Quello che però è stato più difficile è stata l’incomprensione degli amici, anche degli amici gay (ma c’è stato anche il consenso della madre dei figli, e questo aiuta). Dell’amico gay anziano come te, che vive con la sua mamma, cui non ha detto mai nulla, neanche quando scopava nella camera accanto. “Queste cose è meglio non toccarle. Hai sbagliato”. E chissà se è un caso che poco dopo ha rotto ogni rapporto con me, dopo 30 anni di amicizia.
Poi ci chiediamo perché i nostri diritti non fanno un passo. Credo che al fondo abbiamo paura di diventare persone, alla luce del sole.

6 Risposte to “Coming out mirati”

  1. un'amica di quei tempi Says:

    questo post fa … male. nel senso che fa venire le lacrime agli occhi.
    una si immagina tuo figlio che abbraccia ‘lui’, i pensieri che gli possono essere passati in testa prima di alzarsi per abbracciare, e si chiede perchè cavolo non possa essere tutto più … semplice, visto che ci arriva anche un “bambino”.

    per quel che vale, a me sembra che tu abbia fatto varie cose giuste, ma mi interessa il parere di altri.
    E anche, non so se/quanto – per diventare persone alla luce del sole – sia “obbligatorio” il disvelamento lavorativo.
    in fondo mica gli etero disvelano tutti i fatti loro a tutti i colleghi …
    A me, personalmente, sapere che il/la mio/a collega faccia sesso (o ami) una persona di sesso opposto o simile non mi fa nessuna differenza. E a volte invece mi infastidisce che le madri lavoratrici non particolarmente anche-amiche ti impongano dettagliatissimi racconti del loro da fare di mamme…

  2. Max Says:

    Penso che il dirlo ai tuoi figli sia una cosa bellissima e dovuta, al di la dei risultati dovevi ed era giusto “ricucire”. Il disvelamento lavorativo non è una cosa che tutti decidono di fare; se non te la sei sentita avrai i tuoi buoni motivi. Per ciò che mi riguarda io non nascondo nulla a nessuno, ma è una mia scelta personale, nel bene e nel male.

  3. finO Says:

    Ognuno di noi, e ciascuno solo per sé, sa di che pasta è fatto il proprio silenzio; nessuno può giudicare veramente quello degli altri. Ti mando un caro abbraccio.


  4. “Credo che al fondo abbiamo paura di diventare persone, alla luce del sole.”

    La responsabilità della cittadinanza, dell’età adulta fa paura – e mette un vero terrore a molti italiani. E non vedo perché dovrebbe essere diverso per un gay o una lesbica.

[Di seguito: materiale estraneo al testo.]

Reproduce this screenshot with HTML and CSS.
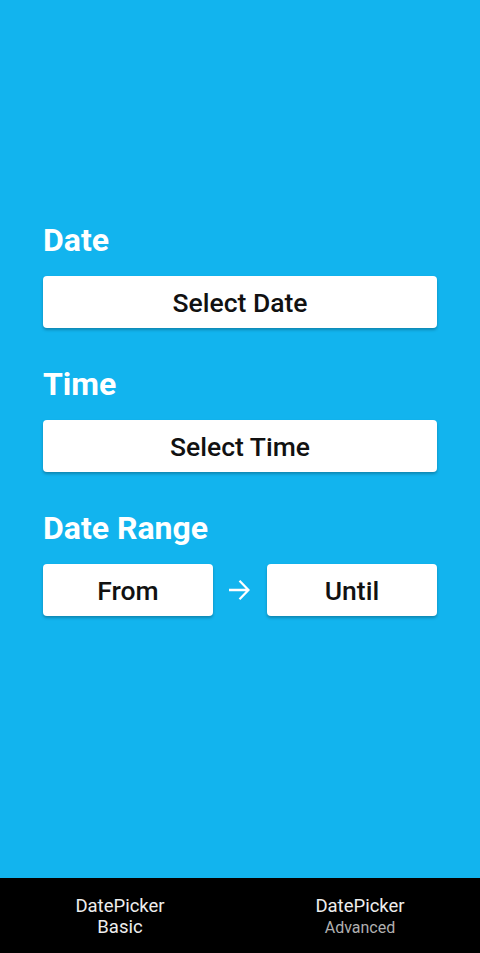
FILE: index.html
```html
<!DOCTYPE html>
<html>
<head>
<meta charset="utf-8">
<link rel="stylesheet" href="styles.css">
</head>
<body>
<div class="app">
  <main class="content">
    <section class="section">
      <h2 class="label">Date</h2>
      <button class="btn">Select Date</button>
    </section>
    <section class="section">
      <h2 class="label">Time</h2>
      <button class="btn">Select Time</button>
    </section>
    <section class="section">
      <h2 class="label">Date Range</h2>
      <div class="range">
        <button class="btn">From</button>
        <svg class="arrow" viewBox="0 0 22 22" width="22" height="22"><path d="M1 11H20.5M11.5 1.8L20.5 11L11.5 20.2" fill="none" stroke="#fff" stroke-width="2.3"/></svg>
        <button class="btn">Until</button>
      </div>
    </section>
  </main>
  <nav class="tabs">
    <div class="tab active"><span>DatePicker</span><span>Basic</span></div>
    <div class="tab"><span>DatePicker</span><span class="sub">Advanced</span></div>
  </nav>
</div>
</body>
</html>
```
FILE: styles.css
```css
html, body {
  margin: 0;
  padding: 0;
  height: 100%;
}
body {
  font-family: Roboto, "Liberation Sans", sans-serif;
  background: #12b4ee;
}
.app {
  display: flex;
  flex-direction: column;
  height: 953px;
}
.content {
  flex: 1;
  padding: 222px 43px 0 43px;
  display: flex;
  flex-direction: column;
  gap: 38px;
}
.section {
  display: flex;
  flex-direction: column;
  gap: 17px;
}
.label {
  margin: 0;
  color: #fff;
  font-size: 32px;
  line-height: 37px;
  font-weight: 700;
}
.btn {
  height: 52px;
  border: none;
  border-radius: 4px;
  background: #fff;
  color: #111;
  font-family: Roboto, "Liberation Sans", sans-serif;
  font-size: 26.5px;
  font-weight: 500;
  padding: 0;
  box-shadow: 0 2px 3px rgba(0,0,0,0.25);
}
.range {
  display: flex;
  align-items: center;
}
.range .btn {
  flex: 1;
}
.arrow {
  margin: 0 17px 0 15px;
}
.tabs {
  height: 75px;
  background: #000;
  display: flex;
}
.tab {
  flex: 1;
  display: flex;
  flex-direction: column;
  align-items: center;
  justify-content: center;
  color: #eee;
  font-size: 18.5px;
  line-height: 21px;
  padding-top: 2px;
}
.tab .sub {
  font-size: 16px;
  color: #b0b0b0;
}
```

    A leggere le tue parole tu non sembri vecchio, come dici nel titolo del blog – sembri adulto. Al più, avviato verso l’essere anziano. Ma vecchio, no: non hai paura di crescere. (O se ce l’hai non te ne fai vincere.)

  5. Max Says:

    Secondo me alla fine si vorrebbe essere totalmente “pubblico”…io lo sono da quando avevo diciannove anni…è bello, ma può essere anche pericoloso, nonostante non cambierei MAI il mio modo di essere. Questo non vuol dire che tutti debbano necessariamente seguire un percorso simile al mio, tutt’altro!

  6. ismaele Says:

    Bellissimo il post. Io credo che, se sia la cosa giusta o meno, lo sai soltanto te.
    La base della vita è il rispetto, se manca quello manca tutto, posso non essere d’accordo con te, posso esprimere una mia opinione ma se alla fine manca il confronto, non c’è crescita.
    Io lo dico, ho paura di essere una persona alla luce del sole, non chissa per quale motivo, ma soltanto per il semplice fatto che, al mondo, ci sono persone che ancora, purtroppo, non sanno cosa significhi il vero significato della parola “RISPETTO”.

    p.s. e non mi riferisco soltanto alle persone cosi dette etero.